Sunday, May 09, 2010

From the studio...

A Place Of Distinction, 2010, mixed media on panel, 24 x 24 inches

Tuesday, May 04, 2010

Order, order!

I opened the studio door and found that I had a feathered visitor trying desperately to get out. I think it might have come in through a hole in the plastic-covered window in my studio mate's space at the back of the floor. I opened up the remaining good window and left long enough for the bird to find the opening go about it's merry way.

That, folks, is a trash bag full of today's (and last week's) spring-cleaning results. I had a late start in the studio today, not arriving until nearly 2:30 this afternoon, due to not feeling that great. It seems that I have a bit of a cold, from the feeling in my throat. I didn't feel like doing much in the way of actual painting, despite feeling flush with new ideas. However, I was there and thought that I should do something, so I started by dealing with taking the large painting I worked on recently off of the wall and rolled it up. I also finally titled ("Lagoon") and signed it.

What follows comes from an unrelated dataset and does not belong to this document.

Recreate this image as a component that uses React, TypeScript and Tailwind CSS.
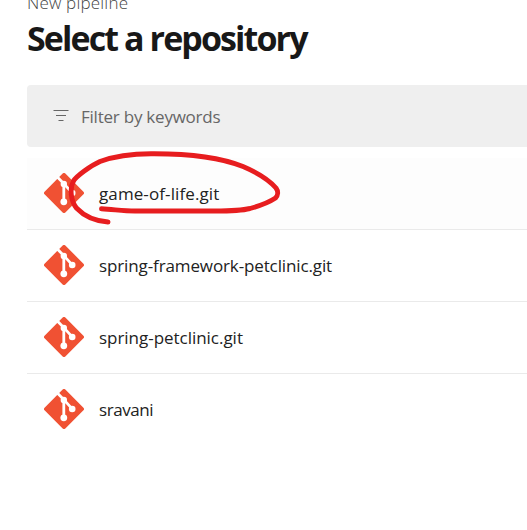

The next task I needed to tackle was the corner of paints that had since grown from when this photo was taken early last month.
Organizing this pile became my goal of the day. This included checking the containers and making sure that the paint inside was still usable, tossing anything that had dried up, and putting paints into new containers, as needed. My goal was to get them off of the floor and onto one of the carts I have, however, I had to come of with a way to organize them in a way that made sense to me and was simple. The cart I'm using for the paints has three shelves, so the most efficient way to use the small amount of space was to do this- top: warm colors, middle: cool colors, bottom: whites, blacks and neutrals. Once I dispensed with the stuff that I couldn't or didn't want to use, I had enough space for everything. I'm hoping that I can keep the paint cart fairly ordered, but that's going to be tested once I get going full-tilt on paintings that are coming up.